Film Review: A Single Man (Blu-Ray)

Colin Firth is George, an English Professor living in Los Angeles. It's 1962, the Cuba missile crisis is looming and George has just lost the love of his life, Jim, in a fatal car accident while being away from L.A.

A Single Man was co-written (an adaptation of Christopher Isherwood's novel) and directed by Tom Ford, an American fashion designer who previously worked for Gucci and is now running his own fashion label (Colin Firth is of course wearing Tom Ford gear in the film). This is Ford's first film, as a writer, producer and director. That bio made me expect the worst and I was very pleasently surprised. A Single Man is a beautiful, sensual, sad and romantic film: slowly paced and yet fully capturing your attention, you feel compelled to step into George's emotionally upset world while he is trying so hard to convey the image of control on the surface. The fact that George is homosexual is mostly irrelevant; this is the portrait of a lonely man who lost his love of 16 years and stands at a breaking point in his life.
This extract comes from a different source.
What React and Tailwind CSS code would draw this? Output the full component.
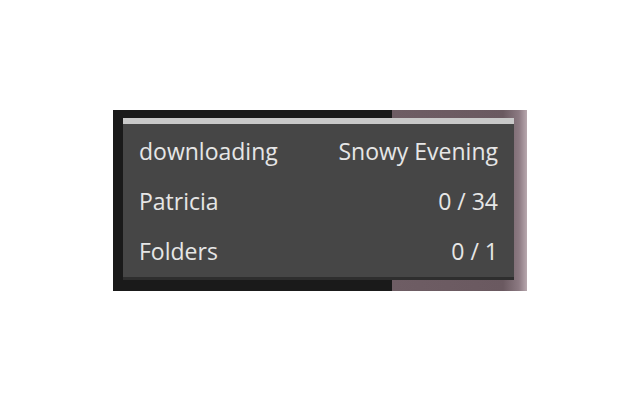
import React from "react";

const rows = [
  { label: "downloading", value: "Snowy Evening" },
  { label: "Patricia", value: "0 / 34" },
  { label: "Folders", value: "0 / 1" },
];

export default function App() {
  return (
    <div className="w-[640px] h-[400px] bg-white pt-[110px] pl-[113px] font-['Open_Sans',sans-serif]">
      {/* frame: dark on the left, pinkish blur on the right */}
      <div className="w-[414px] h-[181px] pl-[10px] pt-[8px] bg-[linear-gradient(to_right,#1a1a1a_0px,#1a1a1a_279px,#6e5d64_279px,#6a5960_390px,#8c7a82_406px,#b8a8ae_414px)]">
        <div className="w-[391px] h-[162px] bg-[#464646] border-b-[3px] border-[#2e2e2e]">
          <div className="h-[6px] bg-[#c9c9c9]" />
          <div className="pt-[2px]">
            {rows.map((r) => (
              <div
                key={r.label}
                className="flex justify-between px-4 h-[50px] leading-[50px] text-[23px] text-[#e6e6e6]"
              >
                <span>{r.label}</span>
                <span>{r.value}</span>
              </div>
            ))}
          </div>
        </div>
      </div>
    </div>
  );
}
The film is beautifully shot and scored and Colin Firth delivers a stunning performance - his subtlety, the nuances in his play, conveying deep feelings with so little effort, earned him an Acadamy Award nomination in 2010 (he lost to Jeff Bridges, who got the award for his performance in Crazy Heart - not undeservedly, I may add), of course followed by winning the award one year later for "The King's Speech". Firth carries the film, but he is supported by the brilliant Julianne Moore and two young talented Englishmen, Matthew Goode (Match Point, Watchmen, Cemetery Junction) and Nicholas Hoult (About a Boy, The Weather Man, the Channel 4 programme Skins, and soon to be seen in the prequel X-Men: First Class). Tom Ford has given us a beautiful work of art - I am looking forward to his future work!

The Blu-Ray provides very good picture and sound quality - this is obviously not a disc to show off your home cinema system, but I think it's still worth the upgrade from the DVD. Only extras are a 16 minute "Making of" and an Audio Commentary by Tom Ford.

7.5/10 - watch this if you liked American Beauty. If you felt uncomfortable watching Brokeback Mountain or My Own Private Idaho, get some therapy to sort out your homophobia and then watch this film.